Pretty is More Than Pink

Pile of shoes

Are you walking in shoes too small?  Do your memories include those days when shoes were too small, clothes were too tight or the trend and rage just didn’t take you into account?  Life lessons come through our life stories.   These stories often disappear from memory when we do not allow time of remembrance.  These stories lose importance due to their ordinary, routine and habit status.  These stories build on each other without much notice or intentionality of how they shape our lives.

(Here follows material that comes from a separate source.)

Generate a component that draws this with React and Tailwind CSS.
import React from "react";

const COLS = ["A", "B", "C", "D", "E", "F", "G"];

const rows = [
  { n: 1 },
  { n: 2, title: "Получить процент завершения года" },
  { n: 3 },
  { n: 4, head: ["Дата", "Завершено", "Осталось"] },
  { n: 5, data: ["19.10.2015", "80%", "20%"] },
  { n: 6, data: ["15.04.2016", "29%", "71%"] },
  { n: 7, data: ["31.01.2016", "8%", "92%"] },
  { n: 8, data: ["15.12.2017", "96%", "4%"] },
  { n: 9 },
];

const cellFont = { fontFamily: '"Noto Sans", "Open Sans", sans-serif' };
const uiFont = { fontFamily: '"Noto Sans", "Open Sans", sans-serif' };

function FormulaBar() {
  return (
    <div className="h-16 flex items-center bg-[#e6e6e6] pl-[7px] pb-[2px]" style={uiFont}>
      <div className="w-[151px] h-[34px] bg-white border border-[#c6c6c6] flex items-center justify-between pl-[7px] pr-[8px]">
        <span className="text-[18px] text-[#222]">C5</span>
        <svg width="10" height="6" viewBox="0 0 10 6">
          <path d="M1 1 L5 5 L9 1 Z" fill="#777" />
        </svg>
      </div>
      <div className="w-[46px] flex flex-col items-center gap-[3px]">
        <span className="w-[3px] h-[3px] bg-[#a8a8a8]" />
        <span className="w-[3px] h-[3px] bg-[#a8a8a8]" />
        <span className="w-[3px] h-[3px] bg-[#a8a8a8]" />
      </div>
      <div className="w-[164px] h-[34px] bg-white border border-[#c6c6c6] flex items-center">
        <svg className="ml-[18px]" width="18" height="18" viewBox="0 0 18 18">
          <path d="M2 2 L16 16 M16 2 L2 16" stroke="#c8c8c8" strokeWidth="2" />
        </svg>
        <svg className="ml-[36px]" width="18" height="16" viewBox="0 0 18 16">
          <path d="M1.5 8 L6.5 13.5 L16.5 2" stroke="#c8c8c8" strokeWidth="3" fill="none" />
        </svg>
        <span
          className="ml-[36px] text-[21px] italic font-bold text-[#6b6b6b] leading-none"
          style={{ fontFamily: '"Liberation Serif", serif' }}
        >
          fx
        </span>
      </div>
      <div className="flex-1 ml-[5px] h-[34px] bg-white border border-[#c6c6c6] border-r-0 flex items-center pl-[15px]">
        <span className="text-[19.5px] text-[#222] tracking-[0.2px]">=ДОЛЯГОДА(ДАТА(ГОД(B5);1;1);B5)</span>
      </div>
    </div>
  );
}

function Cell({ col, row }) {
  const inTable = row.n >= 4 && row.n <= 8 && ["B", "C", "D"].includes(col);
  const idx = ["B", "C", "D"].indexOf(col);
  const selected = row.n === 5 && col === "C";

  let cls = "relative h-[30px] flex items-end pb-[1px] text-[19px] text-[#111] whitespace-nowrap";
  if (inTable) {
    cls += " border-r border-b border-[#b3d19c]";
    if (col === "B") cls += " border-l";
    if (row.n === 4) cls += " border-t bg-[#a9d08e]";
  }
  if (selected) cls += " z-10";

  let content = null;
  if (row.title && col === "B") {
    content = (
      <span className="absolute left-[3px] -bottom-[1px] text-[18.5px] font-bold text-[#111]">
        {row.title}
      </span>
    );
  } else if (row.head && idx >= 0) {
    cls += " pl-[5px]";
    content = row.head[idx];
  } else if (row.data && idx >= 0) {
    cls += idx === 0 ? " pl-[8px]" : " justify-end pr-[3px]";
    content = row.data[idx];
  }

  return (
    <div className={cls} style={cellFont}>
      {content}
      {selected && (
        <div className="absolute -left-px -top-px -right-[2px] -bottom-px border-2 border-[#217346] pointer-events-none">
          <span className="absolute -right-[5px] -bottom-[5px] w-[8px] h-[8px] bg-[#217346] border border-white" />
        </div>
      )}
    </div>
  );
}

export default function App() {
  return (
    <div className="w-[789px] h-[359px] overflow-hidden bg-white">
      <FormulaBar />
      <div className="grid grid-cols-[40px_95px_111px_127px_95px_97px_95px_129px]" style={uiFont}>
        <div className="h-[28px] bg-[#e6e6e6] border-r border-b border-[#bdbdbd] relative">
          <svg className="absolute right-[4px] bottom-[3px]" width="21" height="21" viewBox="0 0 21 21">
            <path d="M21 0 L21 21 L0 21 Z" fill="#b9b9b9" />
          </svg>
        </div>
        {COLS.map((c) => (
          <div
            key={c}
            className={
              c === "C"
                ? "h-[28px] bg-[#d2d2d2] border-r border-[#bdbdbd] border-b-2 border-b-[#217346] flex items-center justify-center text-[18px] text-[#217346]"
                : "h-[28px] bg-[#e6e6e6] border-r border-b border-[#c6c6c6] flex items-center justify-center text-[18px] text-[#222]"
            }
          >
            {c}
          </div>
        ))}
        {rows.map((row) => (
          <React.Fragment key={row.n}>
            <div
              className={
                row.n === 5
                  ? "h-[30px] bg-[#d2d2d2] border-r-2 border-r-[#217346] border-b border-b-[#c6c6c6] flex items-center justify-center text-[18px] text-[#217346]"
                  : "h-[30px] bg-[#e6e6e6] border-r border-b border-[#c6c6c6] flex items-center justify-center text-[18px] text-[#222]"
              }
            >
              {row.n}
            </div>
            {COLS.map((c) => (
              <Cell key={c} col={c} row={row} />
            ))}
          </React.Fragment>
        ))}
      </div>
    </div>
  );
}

I have shoe stories.  As a child, I didn’t wear my dress shoes very often.  They were appropriate and compulsory for special occasions and specific events.  This meant that though I grew, my shoes didn’t.  No one in my family paid much attention to this mismatch until an occasion arose or else just minutes before we needed to leave the house.  I had to jam my foot into the shoes, smash my toes and walk normal.  Being pretty came with a distorted facial expression, and a wish to find a seat where fidgeting allowed for release of the pressure on my feet.  This allowed some comfort for the moment.  There were countless times when my maneuvers were interpreted as fiddling around.  What I wanted was relief, but instead received a different type of pain.  As an adult, I had high heels with pointy toes for dress-up and attempting to work in them while pretending my feet didn’t hurt.  Pretty grew to mean pain was normal.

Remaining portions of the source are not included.